_Task to carry out_
Look through the listing below and give the number of lines that hold "page". Say nothing more.

_Data extract_
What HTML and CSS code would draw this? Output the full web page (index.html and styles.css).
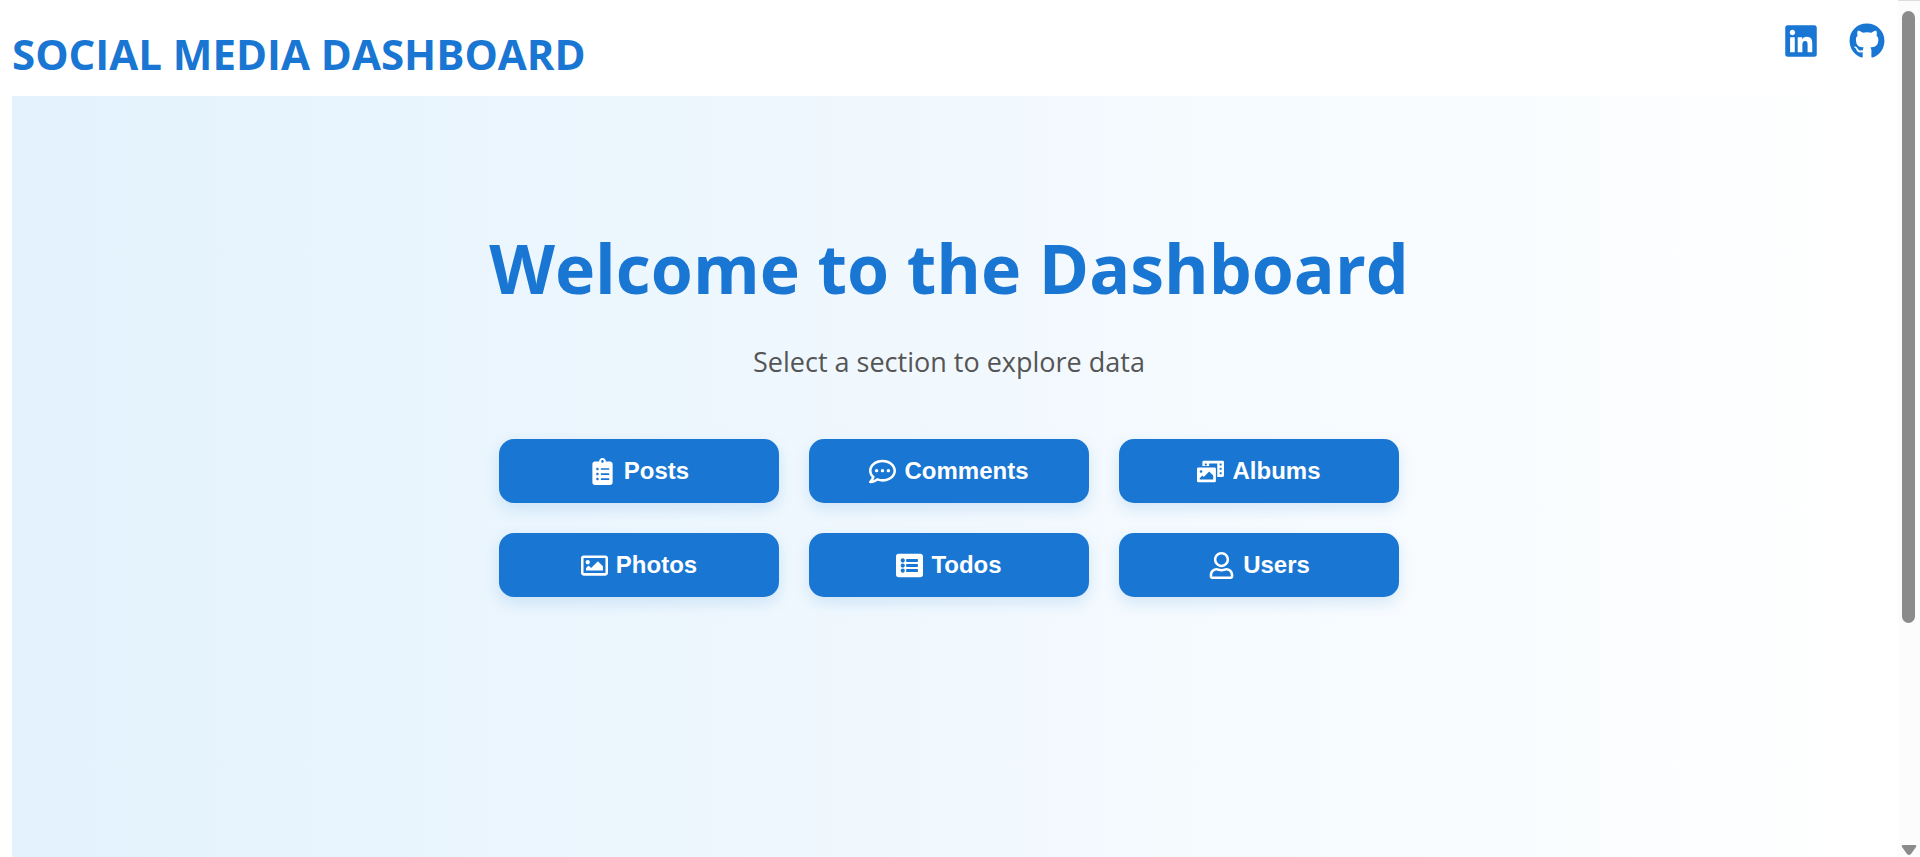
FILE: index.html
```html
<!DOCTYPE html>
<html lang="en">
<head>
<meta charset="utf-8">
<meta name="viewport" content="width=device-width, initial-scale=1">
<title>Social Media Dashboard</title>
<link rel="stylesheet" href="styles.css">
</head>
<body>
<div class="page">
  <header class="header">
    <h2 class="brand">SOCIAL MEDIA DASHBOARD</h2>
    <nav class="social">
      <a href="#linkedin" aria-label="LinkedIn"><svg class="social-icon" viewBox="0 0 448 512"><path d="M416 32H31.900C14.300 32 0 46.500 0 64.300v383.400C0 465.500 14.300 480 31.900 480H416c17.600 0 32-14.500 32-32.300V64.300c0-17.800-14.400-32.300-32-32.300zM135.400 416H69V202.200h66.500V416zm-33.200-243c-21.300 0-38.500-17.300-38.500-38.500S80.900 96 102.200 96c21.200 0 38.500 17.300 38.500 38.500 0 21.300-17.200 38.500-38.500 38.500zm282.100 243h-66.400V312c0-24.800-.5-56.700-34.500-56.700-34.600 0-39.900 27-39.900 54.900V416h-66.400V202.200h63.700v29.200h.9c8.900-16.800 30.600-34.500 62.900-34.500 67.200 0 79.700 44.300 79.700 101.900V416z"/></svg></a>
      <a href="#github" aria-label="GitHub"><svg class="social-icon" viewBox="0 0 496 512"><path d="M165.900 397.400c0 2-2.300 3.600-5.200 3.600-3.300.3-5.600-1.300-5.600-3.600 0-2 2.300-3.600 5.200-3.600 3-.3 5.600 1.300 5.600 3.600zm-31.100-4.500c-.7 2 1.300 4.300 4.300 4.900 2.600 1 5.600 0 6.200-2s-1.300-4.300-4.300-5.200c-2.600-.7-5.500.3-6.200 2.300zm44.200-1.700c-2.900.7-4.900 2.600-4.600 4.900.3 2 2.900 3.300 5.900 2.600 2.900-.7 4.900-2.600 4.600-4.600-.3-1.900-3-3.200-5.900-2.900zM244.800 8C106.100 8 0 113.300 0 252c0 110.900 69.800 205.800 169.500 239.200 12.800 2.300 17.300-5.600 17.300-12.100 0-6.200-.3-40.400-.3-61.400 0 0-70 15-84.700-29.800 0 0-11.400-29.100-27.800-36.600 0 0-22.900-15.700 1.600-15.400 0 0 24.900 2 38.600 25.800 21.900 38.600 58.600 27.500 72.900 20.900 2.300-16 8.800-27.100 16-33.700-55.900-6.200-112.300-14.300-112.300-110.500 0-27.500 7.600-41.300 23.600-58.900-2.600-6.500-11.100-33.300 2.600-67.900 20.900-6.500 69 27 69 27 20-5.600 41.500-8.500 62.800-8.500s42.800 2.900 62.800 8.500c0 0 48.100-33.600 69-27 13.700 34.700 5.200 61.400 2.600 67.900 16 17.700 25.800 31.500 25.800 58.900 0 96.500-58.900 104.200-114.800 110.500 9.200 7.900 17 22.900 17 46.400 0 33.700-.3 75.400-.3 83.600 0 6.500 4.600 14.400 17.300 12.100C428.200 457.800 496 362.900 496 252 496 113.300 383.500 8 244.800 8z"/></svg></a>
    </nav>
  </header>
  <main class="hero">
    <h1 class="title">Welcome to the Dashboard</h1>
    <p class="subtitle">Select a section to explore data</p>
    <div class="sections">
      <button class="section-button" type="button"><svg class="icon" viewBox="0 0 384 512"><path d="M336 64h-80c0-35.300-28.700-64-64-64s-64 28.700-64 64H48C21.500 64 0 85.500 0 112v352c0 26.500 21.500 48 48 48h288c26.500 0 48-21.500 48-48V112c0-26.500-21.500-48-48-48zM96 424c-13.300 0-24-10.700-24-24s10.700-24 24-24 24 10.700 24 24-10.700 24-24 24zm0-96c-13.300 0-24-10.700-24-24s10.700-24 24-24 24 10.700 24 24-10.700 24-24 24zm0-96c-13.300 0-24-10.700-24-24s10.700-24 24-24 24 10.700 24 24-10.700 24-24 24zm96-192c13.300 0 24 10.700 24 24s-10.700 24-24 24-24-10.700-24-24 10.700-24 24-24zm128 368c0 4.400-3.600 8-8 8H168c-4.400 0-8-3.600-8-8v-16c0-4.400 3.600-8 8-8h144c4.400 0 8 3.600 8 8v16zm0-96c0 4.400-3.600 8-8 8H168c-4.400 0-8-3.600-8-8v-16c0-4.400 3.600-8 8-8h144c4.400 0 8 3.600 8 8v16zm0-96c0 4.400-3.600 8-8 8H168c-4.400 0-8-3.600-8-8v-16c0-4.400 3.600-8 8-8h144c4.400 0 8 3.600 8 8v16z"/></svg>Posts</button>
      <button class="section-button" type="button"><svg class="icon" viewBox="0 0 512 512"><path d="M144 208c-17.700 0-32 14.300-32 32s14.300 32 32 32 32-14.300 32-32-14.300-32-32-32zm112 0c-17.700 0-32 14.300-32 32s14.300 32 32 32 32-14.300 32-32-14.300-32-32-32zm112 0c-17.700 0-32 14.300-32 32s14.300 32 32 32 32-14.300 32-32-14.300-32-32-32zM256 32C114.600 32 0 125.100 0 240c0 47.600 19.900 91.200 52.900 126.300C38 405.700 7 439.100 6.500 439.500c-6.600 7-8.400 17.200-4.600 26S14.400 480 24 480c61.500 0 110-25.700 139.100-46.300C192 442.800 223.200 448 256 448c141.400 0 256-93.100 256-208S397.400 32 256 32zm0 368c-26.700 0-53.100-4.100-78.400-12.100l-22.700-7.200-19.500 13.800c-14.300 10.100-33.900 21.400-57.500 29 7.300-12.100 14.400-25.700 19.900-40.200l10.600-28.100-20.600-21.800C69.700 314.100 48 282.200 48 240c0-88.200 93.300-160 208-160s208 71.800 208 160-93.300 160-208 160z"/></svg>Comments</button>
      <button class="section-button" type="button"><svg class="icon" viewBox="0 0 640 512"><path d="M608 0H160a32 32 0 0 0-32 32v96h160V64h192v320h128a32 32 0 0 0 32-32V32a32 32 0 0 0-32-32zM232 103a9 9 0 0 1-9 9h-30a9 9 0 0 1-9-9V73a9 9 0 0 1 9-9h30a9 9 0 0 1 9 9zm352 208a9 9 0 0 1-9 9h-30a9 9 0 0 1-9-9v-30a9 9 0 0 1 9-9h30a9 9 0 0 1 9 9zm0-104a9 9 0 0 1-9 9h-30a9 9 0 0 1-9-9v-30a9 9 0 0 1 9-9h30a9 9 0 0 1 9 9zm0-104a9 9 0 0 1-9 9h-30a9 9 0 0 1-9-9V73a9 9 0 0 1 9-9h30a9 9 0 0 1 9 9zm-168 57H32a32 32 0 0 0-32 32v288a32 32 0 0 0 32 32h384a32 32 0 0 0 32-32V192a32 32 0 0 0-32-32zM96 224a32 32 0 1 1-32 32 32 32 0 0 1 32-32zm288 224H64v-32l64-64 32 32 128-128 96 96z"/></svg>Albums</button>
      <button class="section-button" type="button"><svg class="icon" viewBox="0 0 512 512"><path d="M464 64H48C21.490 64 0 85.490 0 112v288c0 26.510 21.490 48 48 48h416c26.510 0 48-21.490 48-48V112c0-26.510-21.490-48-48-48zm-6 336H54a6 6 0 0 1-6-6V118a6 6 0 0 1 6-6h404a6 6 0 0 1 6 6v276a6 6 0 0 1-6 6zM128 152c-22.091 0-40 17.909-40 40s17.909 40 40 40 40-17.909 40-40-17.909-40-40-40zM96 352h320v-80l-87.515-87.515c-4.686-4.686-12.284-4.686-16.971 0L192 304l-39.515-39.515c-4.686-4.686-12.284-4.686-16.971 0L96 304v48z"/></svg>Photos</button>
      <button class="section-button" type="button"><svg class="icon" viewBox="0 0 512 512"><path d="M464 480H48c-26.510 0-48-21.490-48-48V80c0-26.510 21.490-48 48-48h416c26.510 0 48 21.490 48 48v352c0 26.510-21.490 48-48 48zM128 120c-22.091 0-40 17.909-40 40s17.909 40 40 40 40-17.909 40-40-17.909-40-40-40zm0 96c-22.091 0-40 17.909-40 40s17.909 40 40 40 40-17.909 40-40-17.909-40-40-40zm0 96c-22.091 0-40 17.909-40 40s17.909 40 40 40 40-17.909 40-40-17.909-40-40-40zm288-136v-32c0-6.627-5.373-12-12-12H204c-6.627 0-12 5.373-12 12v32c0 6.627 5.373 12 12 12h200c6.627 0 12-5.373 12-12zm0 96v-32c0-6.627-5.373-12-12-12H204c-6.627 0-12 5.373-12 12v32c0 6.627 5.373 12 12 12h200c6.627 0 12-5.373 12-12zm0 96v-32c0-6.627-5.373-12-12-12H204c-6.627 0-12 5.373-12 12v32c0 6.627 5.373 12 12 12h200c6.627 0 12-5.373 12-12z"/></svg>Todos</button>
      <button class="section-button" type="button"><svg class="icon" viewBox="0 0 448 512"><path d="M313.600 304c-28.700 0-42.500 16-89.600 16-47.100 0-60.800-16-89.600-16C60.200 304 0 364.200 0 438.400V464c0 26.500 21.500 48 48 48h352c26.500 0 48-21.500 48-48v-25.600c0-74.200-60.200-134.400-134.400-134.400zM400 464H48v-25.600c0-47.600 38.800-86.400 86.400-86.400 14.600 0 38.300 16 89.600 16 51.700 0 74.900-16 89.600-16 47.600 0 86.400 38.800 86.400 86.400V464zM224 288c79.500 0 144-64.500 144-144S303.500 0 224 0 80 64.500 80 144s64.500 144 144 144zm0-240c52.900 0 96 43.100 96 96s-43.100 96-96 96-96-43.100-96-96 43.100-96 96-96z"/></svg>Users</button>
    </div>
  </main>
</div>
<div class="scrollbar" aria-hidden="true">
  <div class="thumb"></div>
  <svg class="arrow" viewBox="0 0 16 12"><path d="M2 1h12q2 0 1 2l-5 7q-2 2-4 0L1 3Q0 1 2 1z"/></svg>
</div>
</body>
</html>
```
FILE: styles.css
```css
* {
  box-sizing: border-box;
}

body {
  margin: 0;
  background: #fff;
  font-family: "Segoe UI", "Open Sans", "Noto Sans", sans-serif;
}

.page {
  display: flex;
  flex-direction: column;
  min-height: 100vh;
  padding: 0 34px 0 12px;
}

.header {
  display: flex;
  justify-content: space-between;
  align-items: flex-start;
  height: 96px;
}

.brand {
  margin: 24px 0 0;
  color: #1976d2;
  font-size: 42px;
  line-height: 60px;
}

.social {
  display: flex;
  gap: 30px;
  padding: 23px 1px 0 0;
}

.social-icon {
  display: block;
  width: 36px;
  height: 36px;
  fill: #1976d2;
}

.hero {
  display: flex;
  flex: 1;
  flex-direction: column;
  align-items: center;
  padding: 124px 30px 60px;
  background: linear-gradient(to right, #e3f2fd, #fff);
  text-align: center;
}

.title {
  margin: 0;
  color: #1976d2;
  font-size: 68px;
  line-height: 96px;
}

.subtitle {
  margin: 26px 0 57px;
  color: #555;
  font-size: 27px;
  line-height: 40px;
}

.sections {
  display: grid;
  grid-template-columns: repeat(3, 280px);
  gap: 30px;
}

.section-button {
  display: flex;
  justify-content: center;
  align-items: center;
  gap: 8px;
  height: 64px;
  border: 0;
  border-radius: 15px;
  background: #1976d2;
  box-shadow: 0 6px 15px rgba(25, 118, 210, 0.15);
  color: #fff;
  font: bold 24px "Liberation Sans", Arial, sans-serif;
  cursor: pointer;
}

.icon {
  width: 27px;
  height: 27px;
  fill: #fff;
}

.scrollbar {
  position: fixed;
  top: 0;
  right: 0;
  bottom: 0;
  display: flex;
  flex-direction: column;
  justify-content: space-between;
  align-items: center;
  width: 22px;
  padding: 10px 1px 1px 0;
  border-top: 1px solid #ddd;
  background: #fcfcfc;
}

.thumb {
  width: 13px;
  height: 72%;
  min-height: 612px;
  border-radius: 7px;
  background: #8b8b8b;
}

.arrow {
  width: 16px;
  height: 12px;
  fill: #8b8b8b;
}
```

_Expected answer_
3